Desde hace dos años, mi madre me llama siempre a principios de mes.
La misma frase, el mismo tono suave:
— Hijo, ¿podrías enviarme 100 euros? La pensión no me llega…
Y yo se los envío. Sin preguntar.
Trabajo en una empresa de software en Madrid, gano bien, y 100 euros no cambian mi vida.
Para ella, que vive sola en Toledo desde que murió mi padre, puede significar que no tenga que elegir entre pagar la luz o comprar comida.
Pero ayer recibí una llamada que me dejó helado.
Era Doña Carmen, su vecina.
— Daniel, perdona que te moleste… pero hay algo que debes saber sobre tu madre.
Se me encogió el pecho.
— ¿Está enferma?
— No, no es eso. Pero… ¿puedes venir hoy? Es mejor que lo veas tú mismo.
No lo dudé. Cogí el coche y fui directo a Toledo.
Durante todo el camino solo pensaba en tragedias: cáncer, deudas, Alzheimer…
Llegué a las dos de la tarde.
Doña Carmen me esperaba delante del portal.
— Vente conmigo. Cada jueves, sobre las 14:30, tu madre sale de casa. Hoy vas a ver a dónde va.
Nos sentamos en un banco frente al bloque.
A las 14:35 mi madre salió.
Llevaba su abrigo “bueno”, el que usa solo para misa.
En las manos, dos bolsas pesadas.
Intenté llamarla, pero Doña Carmen me frenó.
— No, por favor.

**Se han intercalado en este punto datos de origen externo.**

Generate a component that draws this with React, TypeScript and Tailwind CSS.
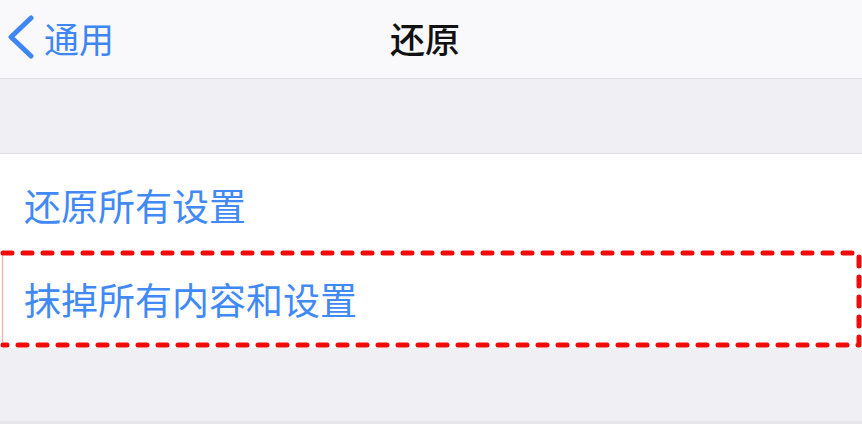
const font = { fontFamily: '"Noto Sans CJK SC", "Noto Sans", sans-serif' };

function BackChevron() {
  return (
    <svg width="30" height="44" viewBox="0 0 30 44" className="shrink-0">
      <path d="M25 3 L5 22 L25 41" fill="none" stroke="#3d86f7" strokeWidth="5" strokeLinecap="round" strokeLinejoin="round" />
    </svg>
  );
}

function DashedFrame() {
  // annotation drawn over the second row
  return (
    <svg className="absolute inset-0 w-full h-full pointer-events-none" viewBox="0 0 862 98" preserveAspectRatio="none">
      <line x1="2.5" y1="3" x2="2.5" y2="95" stroke="#f7b5b5" strokeWidth="1.5" />
      <path d="M3 3 H859 V95 H3" fill="none" stroke="#f20a0a" strokeWidth="5" strokeDasharray="9 11" strokeLinecap="round" strokeLinejoin="round" />
    </svg>
  );
}

export default function App() {
  return (
    <div className="w-[862px] h-[424px] overflow-hidden bg-[#efeff4] flex flex-col" style={font}>
      {/* Nav bar */}
      <div className="h-[79px] shrink-0 bg-[#f9f9fb] border-b border-[#dcdce1] grid grid-cols-[1fr_auto_1fr] items-center">
        <div className="flex items-center gap-[8px] pl-[6px] pb-[4px]">
          <BackChevron />
          <span className="text-[35px] leading-none text-[#3d86f7]">通用</span>
        </div>
        <span className="text-[35px] leading-none font-medium text-[#111111] -translate-x-[6px] pb-[4px]">还原</span>
        <div />
      </div>

      {/* Spacer */}
      <div className="h-[75px] shrink-0 border-b border-[#dedee3]" />

      {/* List */}
      <div className="bg-white flex flex-col">
        <div className="h-[96px] flex items-center pl-[24px]">
          <span className="text-[37px] leading-none text-[#4189f7] pt-[6px]">还原所有设置</span>
        </div>
        <div className="relative h-[98px] flex items-center pl-[24px]">
          <span className="text-[37px] leading-none text-[#4189f7]">抹掉所有内容和设置</span>
          <DashedFrame />
        </div>
      </div>

      <div className="flex-1" />
      <div className="h-[3px] shrink-0 bg-[#e6e6eb]" />
    </div>
  );
}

Síguela.

Caminamos detrás de ella unas cuantas calles, hasta una zona más humilde en las afueras.
Casas viejas, muros desconchados, patios descuidados.
Ella se detuvo frente a una casita con la puerta medio rota.
Llamó.
Abrió una mujer joven, con la cara agotada.
Detrás de ella, dos niños pequeños.
Mi madre le entregó las bolsas.
La mujer rompió a llorar y la abrazó.
— ¿Quién es? — pregunté en voz baja.